TASK OBJECTIVE: Copy out every line that contains "components".

INPUT ROWS:
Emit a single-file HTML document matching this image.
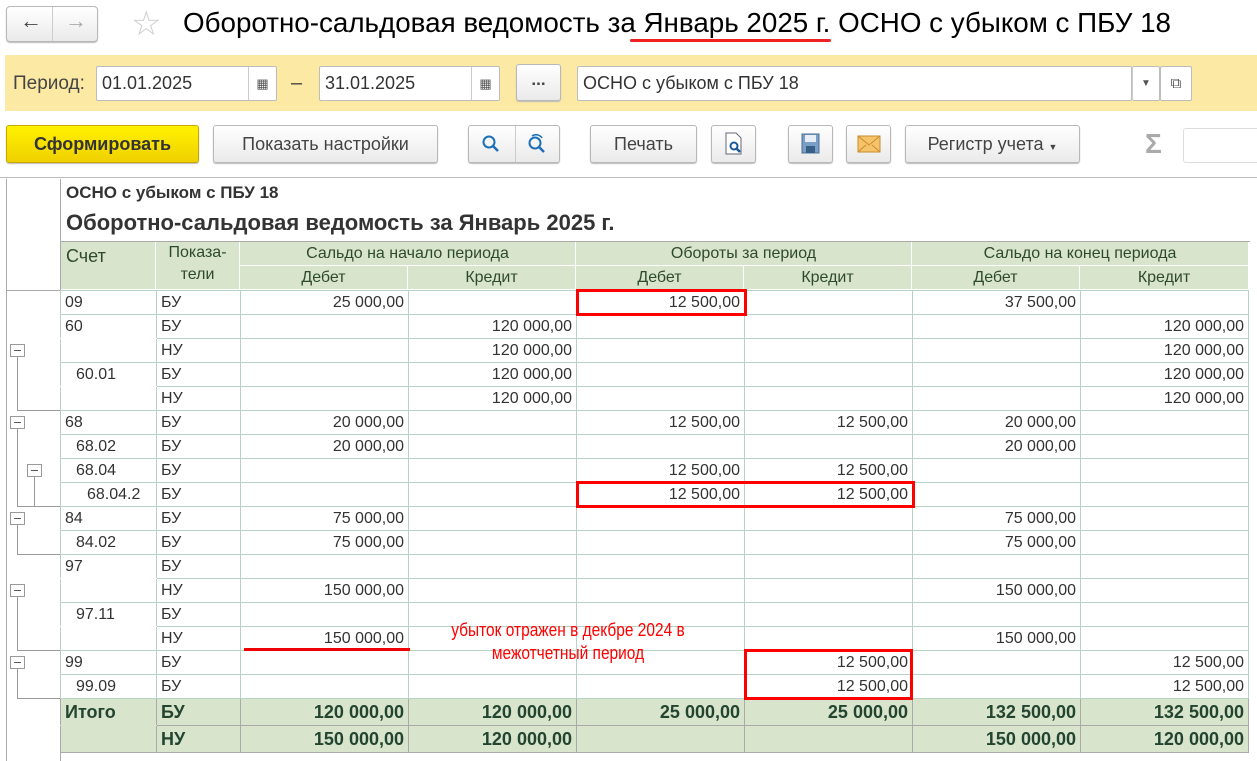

* * *

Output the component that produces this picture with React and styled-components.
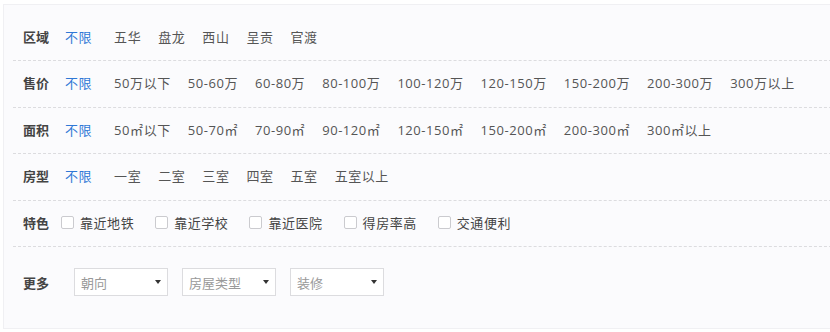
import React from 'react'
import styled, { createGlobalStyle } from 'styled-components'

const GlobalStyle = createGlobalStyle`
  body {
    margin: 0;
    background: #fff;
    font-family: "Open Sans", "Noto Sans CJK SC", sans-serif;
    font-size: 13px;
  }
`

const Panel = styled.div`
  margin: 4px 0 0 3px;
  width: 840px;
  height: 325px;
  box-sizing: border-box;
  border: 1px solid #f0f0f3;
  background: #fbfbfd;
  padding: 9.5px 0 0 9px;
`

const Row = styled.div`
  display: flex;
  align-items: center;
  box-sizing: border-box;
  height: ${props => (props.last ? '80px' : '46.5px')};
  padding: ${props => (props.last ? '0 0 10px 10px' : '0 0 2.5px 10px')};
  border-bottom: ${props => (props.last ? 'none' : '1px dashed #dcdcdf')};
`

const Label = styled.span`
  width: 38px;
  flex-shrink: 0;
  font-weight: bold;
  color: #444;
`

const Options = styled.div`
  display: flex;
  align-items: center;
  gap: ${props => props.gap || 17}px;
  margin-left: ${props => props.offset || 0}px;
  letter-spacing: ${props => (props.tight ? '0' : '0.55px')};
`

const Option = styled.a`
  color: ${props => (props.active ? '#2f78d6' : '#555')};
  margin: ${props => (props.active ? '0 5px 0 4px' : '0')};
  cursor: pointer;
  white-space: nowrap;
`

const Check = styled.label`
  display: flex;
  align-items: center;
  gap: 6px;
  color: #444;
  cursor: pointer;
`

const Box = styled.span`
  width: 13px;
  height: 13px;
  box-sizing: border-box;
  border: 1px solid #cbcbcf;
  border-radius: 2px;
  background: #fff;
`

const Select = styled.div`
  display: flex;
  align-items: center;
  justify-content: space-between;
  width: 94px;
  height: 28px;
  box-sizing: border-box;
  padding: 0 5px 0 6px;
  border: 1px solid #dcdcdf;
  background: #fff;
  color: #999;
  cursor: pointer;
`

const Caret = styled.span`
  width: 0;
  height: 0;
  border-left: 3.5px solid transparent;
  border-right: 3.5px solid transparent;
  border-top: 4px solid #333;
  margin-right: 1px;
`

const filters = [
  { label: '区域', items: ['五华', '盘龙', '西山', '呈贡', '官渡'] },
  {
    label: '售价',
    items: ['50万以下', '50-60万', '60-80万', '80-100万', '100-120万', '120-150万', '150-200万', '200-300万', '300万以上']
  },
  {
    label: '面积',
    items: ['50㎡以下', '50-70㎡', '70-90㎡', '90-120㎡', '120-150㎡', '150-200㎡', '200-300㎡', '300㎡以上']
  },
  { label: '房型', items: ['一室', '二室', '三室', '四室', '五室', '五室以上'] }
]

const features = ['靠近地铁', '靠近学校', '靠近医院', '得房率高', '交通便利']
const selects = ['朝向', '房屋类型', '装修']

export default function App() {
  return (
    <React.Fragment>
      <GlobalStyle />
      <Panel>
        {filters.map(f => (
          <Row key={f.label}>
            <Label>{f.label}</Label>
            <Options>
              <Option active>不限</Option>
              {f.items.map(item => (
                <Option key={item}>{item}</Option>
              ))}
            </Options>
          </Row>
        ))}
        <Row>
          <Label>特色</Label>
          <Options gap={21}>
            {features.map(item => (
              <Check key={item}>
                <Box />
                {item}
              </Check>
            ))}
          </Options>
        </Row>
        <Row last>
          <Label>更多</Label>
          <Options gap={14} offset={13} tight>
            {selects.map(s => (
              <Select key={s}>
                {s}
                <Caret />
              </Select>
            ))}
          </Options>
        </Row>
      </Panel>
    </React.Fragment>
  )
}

---

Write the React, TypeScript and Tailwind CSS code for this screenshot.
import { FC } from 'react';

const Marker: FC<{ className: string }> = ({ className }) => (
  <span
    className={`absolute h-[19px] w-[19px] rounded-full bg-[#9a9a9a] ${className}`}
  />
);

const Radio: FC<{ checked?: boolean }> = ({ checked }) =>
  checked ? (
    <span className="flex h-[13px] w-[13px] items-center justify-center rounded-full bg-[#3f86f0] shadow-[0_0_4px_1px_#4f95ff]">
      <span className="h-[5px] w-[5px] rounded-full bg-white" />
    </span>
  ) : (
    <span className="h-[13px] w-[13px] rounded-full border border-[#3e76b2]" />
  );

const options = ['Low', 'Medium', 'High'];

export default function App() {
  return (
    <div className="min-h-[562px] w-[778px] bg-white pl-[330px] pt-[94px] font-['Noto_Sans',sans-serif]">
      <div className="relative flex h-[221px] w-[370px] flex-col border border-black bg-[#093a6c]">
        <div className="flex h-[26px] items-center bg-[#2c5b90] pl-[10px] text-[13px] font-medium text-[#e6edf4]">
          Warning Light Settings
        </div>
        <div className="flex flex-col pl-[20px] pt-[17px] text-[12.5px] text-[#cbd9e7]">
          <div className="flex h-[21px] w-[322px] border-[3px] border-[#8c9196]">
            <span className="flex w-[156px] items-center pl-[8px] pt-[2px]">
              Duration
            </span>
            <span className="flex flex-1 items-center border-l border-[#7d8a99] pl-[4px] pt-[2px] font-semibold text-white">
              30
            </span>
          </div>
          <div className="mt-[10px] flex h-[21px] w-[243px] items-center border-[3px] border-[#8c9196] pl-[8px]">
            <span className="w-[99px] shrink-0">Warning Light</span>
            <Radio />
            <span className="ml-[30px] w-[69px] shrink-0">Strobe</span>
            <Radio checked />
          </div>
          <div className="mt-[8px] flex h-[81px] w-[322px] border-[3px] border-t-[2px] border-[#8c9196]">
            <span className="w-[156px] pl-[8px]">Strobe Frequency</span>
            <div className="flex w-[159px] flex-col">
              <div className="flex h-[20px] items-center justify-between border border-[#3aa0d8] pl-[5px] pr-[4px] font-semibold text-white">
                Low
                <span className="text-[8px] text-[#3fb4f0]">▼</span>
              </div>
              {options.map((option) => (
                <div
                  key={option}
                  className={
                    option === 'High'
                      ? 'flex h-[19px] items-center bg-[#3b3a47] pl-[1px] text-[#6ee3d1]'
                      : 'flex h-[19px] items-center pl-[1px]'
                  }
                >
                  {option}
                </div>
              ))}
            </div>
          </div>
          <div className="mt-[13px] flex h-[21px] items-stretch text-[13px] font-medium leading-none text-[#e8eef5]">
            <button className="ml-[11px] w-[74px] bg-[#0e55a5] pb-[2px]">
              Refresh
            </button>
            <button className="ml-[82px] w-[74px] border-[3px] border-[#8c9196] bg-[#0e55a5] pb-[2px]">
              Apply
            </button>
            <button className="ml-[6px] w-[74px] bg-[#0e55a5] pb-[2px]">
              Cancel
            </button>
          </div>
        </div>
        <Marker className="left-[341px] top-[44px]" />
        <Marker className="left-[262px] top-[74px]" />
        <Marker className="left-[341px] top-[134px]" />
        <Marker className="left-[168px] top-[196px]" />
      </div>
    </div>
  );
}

EXERCISE ANSWER:
Output the component that produces this picture with React and styled-components.
import styled, { createGlobalStyle } from 'styled-components'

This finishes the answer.